TASK PROMPT
Spot each line that carries the word "styles"; copy those lines.
─── DATASET EXCERPTS
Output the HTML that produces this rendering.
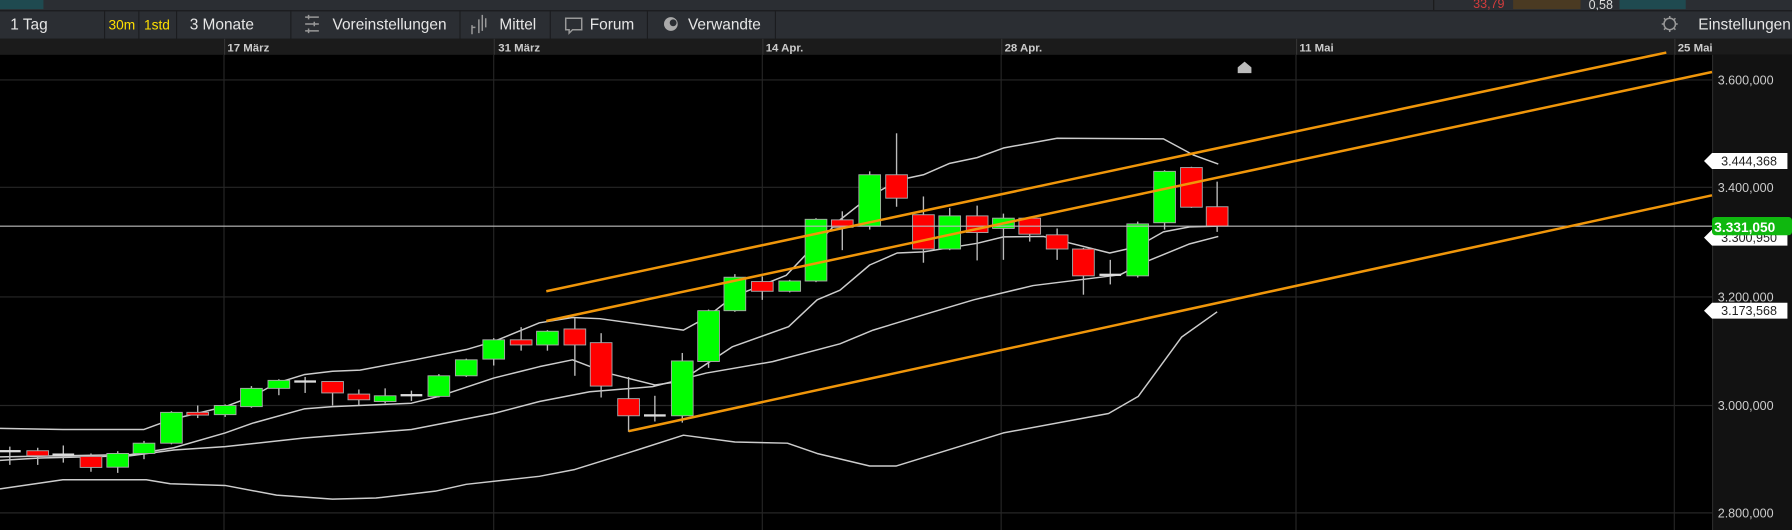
<!DOCTYPE html>
<html><head><meta charset="utf-8"><style>
html,body{margin:0;padding:0;background:#000;overflow:hidden}
svg{display:block}
text{font-family:"Liberation Sans",Arial,sans-serif}
</style></head><body>
<svg id="s" width="1792" height="530" viewBox="0 0 1568 464" preserveAspectRatio="none" xmlns="http://www.w3.org/2000/svg">
<rect x="0" y="0" width="1568" height="464" fill="#000"/>
<rect x="0" y="0" width="1568" height="9" fill="#2b2e33"/>
<rect x="0" y="0" width="38" height="8" fill="#1f4a50"/>
<rect x="1254" y="0" width="1" height="9" fill="#1a1a1a"/>
<text x="1289" y="7" font-size="11" fill="#d23c3c">33,79</text>
<rect x="1324" y="0" width="59" height="8" fill="#4a3a22"/>
<text x="1390" y="8" font-size="11" fill="#ddd">0,58</text>
<rect x="1417" y="0" width="58" height="8" fill="#1f4a50"/>
<rect x="0" y="9" width="1568" height="25" fill="#2b2e33"/>
<rect x="0" y="9" width="1568" height="1" fill="#1b1c1f"/>
<g fill="#1b1c1f">
<rect x="91" y="9" width="1" height="25"/><rect x="121" y="9" width="1" height="25"/><rect x="154" y="9" width="1" height="25"/>
<rect x="254" y="9" width="1" height="25"/><rect x="402" y="9" width="1" height="25"/><rect x="481" y="9" width="1" height="25"/>
<rect x="566" y="9" width="1" height="25"/><rect x="678" y="9" width="1" height="25"/>
</g>
<g font-size="13.5" fill="#e6e6e6">
<text x="9" y="26">1 Tag</text>
<text x="95" y="26" fill="#ffe000" font-size="12">30m</text>
<text x="126" y="26" fill="#ffe000" font-size="12">1std</text>
<text x="166" y="26">3 Monate</text>
<text x="291" y="26">Voreinstellungen</text>
<text x="437" y="26">Mittel</text>
<text x="516" y="26">Forum</text>
<text x="602" y="26">Verwandte</text>
<text x="1486" y="26">Einstellungen</text>
</g>
<g stroke="#999" stroke-width="1.3" fill="none">
<path d="M267 15h12M270 13v4M267 21h12M275 19v4M267 27h12M270 25v4"/>
<path d="M413 22v8M413 24h3M419 17v12M422 13v14M425 16v8"/>
<path d="M495 16h14v10h-8l-3 3v-3h-3z"/>
<circle cx="1461" cy="21" r="5"/>
<path d="M1461 14v2M1461 26v2M1454 21h2M1466 21h2M1456 16l1.5 1.5M1466 16l-1.5 1.5M1456 26l1.5-1.5M1466 26l-1.5-1.5"/>
</g>
<circle cx="587" cy="21" r="6" fill="#aaa"/><circle cx="589" cy="20" r="3" fill="#2b2e33"/>
<rect x="0" y="34" width="1568" height="14" fill="#1b1b1b"/>
<g font-size="10" font-weight="bold" fill="#ccc">
<text x="199" y="45">17 März</text><text x="436" y="45">31 März</text><text x="670" y="45">14 Apr.</text>
<text x="879" y="45">28 Apr.</text><text x="1137" y="45">11 Mai</text><text x="1468" y="45">25 Mai</text>
</g>
<g fill="#333">
<rect x="196" y="34" width="1" height="14"/><rect x="432" y="34" width="1" height="14"/><rect x="667" y="34" width="1" height="14"/>
<rect x="876" y="34" width="1" height="14"/><rect x="1134" y="34" width="1" height="14"/><rect x="1465" y="34" width="1" height="14"/>
</g>
<rect x="1498" y="48" width="70" height="416" fill="#121212"/>
<rect x="1498" y="48" width="1" height="416" fill="#2a2a2a"/>
<g stroke="#262626" stroke-width="1">
<path d="M196 48V464M432 48V464M667 48V464M876 48V464M1134 48V464M1465 48V464"/>
<path d="M0 70H1498M0 164H1498M0 260H1498M0 355H1498M0 449H1498"/>
</g>
<g font-size="11" fill="#ccc">
<text x="1503" y="74">3.600,000</text><text x="1503" y="168">3.400,000</text><text x="1503" y="264">3.200,000</text>
<text x="1503" y="359">3.000,000</text><text x="1503" y="453">2.800,000</text>
</g>
<path d="M1083 64v-5l6-5 6 5v5z" fill="#bbb"/>
<g id="lines" fill="none" stroke-linejoin="round"></g>
<g id="candles"></g>
<rect x="0" y="197.5" width="1498" height="1" fill="#bbb"/>
<g id="orange" stroke="#f0960a" stroke-width="2.2">
<line x1="478" y1="255" x2="1458" y2="46"/>
<line x1="478" y1="281" x2="1498" y2="63"/>
<line x1="550" y1="377.5" x2="1498" y2="171"/>
</g>
<path d="M1491 141l7-7h66v14h-66z" fill="#fff"/>
<text x="1506" y="145" font-size="11" fill="#222">3.444,368</text>
<path d="M1491 208l7-7h66v14h-66z" fill="#fff"/>
<text x="1506" y="212" font-size="11" fill="#222">3.300,950</text>
<rect x="1498" y="190" width="70" height="16" rx="3" fill="#0fb80f"/>
<text x="1500" y="203" font-size="12" font-weight="bold" fill="#fff">3.331,050</text>
<path d="M1491 272l7-7h66v14h-66z" fill="#fff"/>
<text x="1506" y="276" font-size="11" fill="#222">3.173,568</text>
</svg>
<script>
var NS="http://www.w3.org/2000/svg";
var C=[[8.6,395,395,391,407,'d'],[33,394.6,399,392,407,'r'],[55.4,398,398,390,405,'d'],[79.6,399.6,409.2,397,413,'r'],[103,397,409,395,414,'g'],[126,388,397,386,402,'g'],[150,361,388,360,389,'g'],[173,361,363.4,355,366,'r'],[197,355,363,354,365,'g'],[220,340,356,338,357,'g'],[244,333,340,332,346,'g'],[267,334,334,330,344,'d'],[291,334,344,334,355,'r'],[314,345,350,341,355,'r'],[337,346.5,351.5,340,353,'g'],[360,346,346,342,351,'d'],[384,329,347,327.5,348,'g'],[408,315,329,314,330,'g'],[432,297.5,314.4,296,320,'g'],[456,297.5,302,286.4,307,'r'],[479,290,302,289,307,'g'],[503,288,302,278.5,329,'r'],[526,300,338,291.7,348,'r'],[550,349,364,330,378,'r'],[573,363.7,363.7,346.5,369,'d'],[597,316,364,309,370,'g'],[620,272,316.5,271,322,'g'],[643,242.7,272,240,273,'g'],[667,246.5,255,242,262.5,'r'],[691,246,255,245,256,'g'],[714,192,246,191,247,'g'],[737,192.5,199,185,219,'r'],[761,153,198,150,201,'g'],[784.5,153,173.5,116.7,181,'r'],[808,188,218,172,230,'r'],[831,189,218,182,219,'g'],[855,189,203.6,180,228,'r'],[878,191,200,187,227.5,'g'],[901,191,205,189.6,211.5,'r'],[925,205.6,218,200,227.5,'r'],[948,218,241.5,217,258,'r'],[971.5,240.6,240.6,227.5,249,'d'],[995.5,196,241.5,194,243,'g'],[1019,150,195,149,201,'g'],[1042.5,146.7,181.4,146,182,'r'],[1065,181,198,159,203,'r']];
var g=document.getElementById('candles');
function el(t,a){var e=document.createElementNS(NS,t);for(var k in a)e.setAttribute(k,a[k]);g.appendChild(e);return e;}
C.forEach(function(c){
 el('line',{x1:c[0],x2:c[0],y1:c[3],y2:c[4],stroke:'#bbb','stroke-width':1.2});
 if(c[5]=='d'){el('rect',{x:c[0]-9.5,y:c[1]-1,width:19,height:2,fill:'#ddd'});}
 else el('rect',{x:c[0]-9.5,y:c[1],width:19,height:Math.max(2,c[2]-c[1]),fill:c[5]=='g'?'#0f0':'#f00',stroke:'#aaa','stroke-width':0.8});
});
var L=[
"0,375 55,376 126,376 149,367.5 197,356 221,347 242,335.4 266,328 291,325 315,324 363,315 408,306 432,299 472,282.6 501,278 525,279 598,289 618,278 641,260 688,241 706,222 735,192.5 761,172 787,157.5 808,153 831,143 855,138 878,129.6 925,121 1018,121.6 1044,135.6 1066,143.6",
"0,400 114,398 152,392 197,379 221,370.5 266,358 291,356 360,353 384,347 432,331 456,325 472,321 501,315 531,326.5 573,337 595,334 641,303.5 690,286 715,262.5 735,254 761,232 785,221.5 808,220.5 855,213 878,207.4 913,207 971,221.5 995,216 1018,203 1041,198.6 1066,198",
"0,403 35,401 114,399 152,394 197,391 266,383.5 360,376 432,362 472,351.5 516,343 571,338.5 618,326.6 676,316.6 735,301 764,289 808,275.6 852,262.5 904,250 980,240.6 1003,229 1041,213.5 1066,207",
"0,428 55,420 128,420 149,423.5 197,425 242,433.5 291,437 329,436 381,430 408,424 472,417 503,411 548,397 598,381 643,387 689,388 715,397 761,408 784,408 878,379 970,362 996,347 1034,295 1065,273"];
var lg=document.getElementById('lines');
L.forEach(function(p){var e=document.createElementNS(NS,'polyline');e.setAttribute('points',p);e.setAttribute('stroke','#ccc');e.setAttribute('stroke-width','1.3');e.setAttribute('fill','none');lg.appendChild(e);});
</script>
</body></html>
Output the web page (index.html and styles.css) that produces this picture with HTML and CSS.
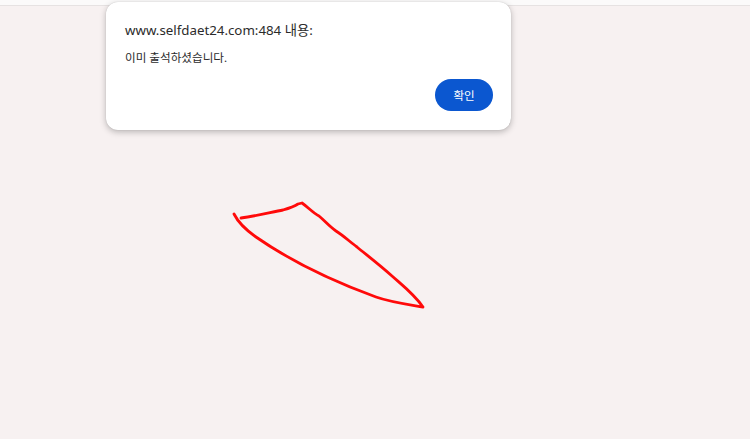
FILE: index.html
```html
<!DOCTYPE html>
<html lang="ko">
    <head>
        <meta charset="utf-8" />
        <title>출석체크</title>
        <link rel="stylesheet" href="styles.css">
    </head>
    <body>
        <div class="topBar"></div>
        <div class="page">
            <svg class="scribble" width="750" height="439" viewBox="0 0 750 439">
                <path d="M241 218 C 256 216, 272 212, 283 210 C 290 208, 295 206, 298 204 L 302 203 C 309 208, 313 213, 319 216 C 325 221, 329 226, 336 231 C 344 236, 350 242, 357 247 C 368 256, 381 266, 392 276 C 402 285, 414 294, 423 307 C 405 304, 390 302, 376 297 C 332 281, 292 262, 256 237 C 246 230, 238 222, 234 214" fill="none" stroke="#ff0a0a" stroke-width="2.8" stroke-linecap="round" stroke-linejoin="round"/>
            </svg>
        </div>
        <div class="dialog">
            <div class="dialogTitle">www.selfdaet24.com:484 내용:</div>
            <div class="dialogMsg">이미 출석하셨습니다.</div>
            <div class="dialogButtons">
                <button class="okButton">확인</button>
            </div>
        </div>
    </body>
</html>
```

FILE: styles.css
```css
html, body {
    margin: 0;
    height: 100%;
    overflow: hidden;
    font-family: "Noto Sans", "Noto Sans CJK KR", sans-serif;
    background-color: #f7f1f1;
}

.topBar {
    height: 5px;
    background-color: #fbfafa;
    border-bottom: 1px solid #e6e2e2;
}

.page {
    height: 433px;
}

.scribble {
    position: absolute;
    left: 0;
    top: 0;
}

.dialog {
    position: absolute;
    left: 106px;
    top: 2px;
    width: 405px;
    height: 128px;
    box-sizing: border-box;
    padding: 18px 18px 0 19px;
    background-color: #ffffff;
    border-radius: 12px;
    box-shadow: 0 2px 6px rgba(0, 0, 0, 0.25), 0 0 1px rgba(0, 0, 0, 0.2);
    display: flex;
    flex-direction: column;
}

.dialogTitle {
    font-size: 13.3px;
    color: #2b2b2b;
    line-height: 20px;
}

.dialogMsg {
    margin-top: 10px;
    font-size: 11.6px;
    color: #2b2b2b;
    line-height: 16px;
}

.dialogButtons {
    display: flex;
    justify-content: flex-end;
    margin-top: 13px;
}

.okButton {
    width: 58px;
    height: 32px;
    border: 0;
    border-radius: 16px;
    background-color: #0b57d0;
    color: #ffffff;
    font-family: "Noto Sans CJK KR", sans-serif;
    font-size: 11.5px;
    font-weight: 400;
}
```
──────
PROBLEM SOLUTION
Output the web page (index.html and styles.css) that produces this picture with HTML and CSS.
        <link rel="stylesheet" href="styles.css">
FILE: styles.css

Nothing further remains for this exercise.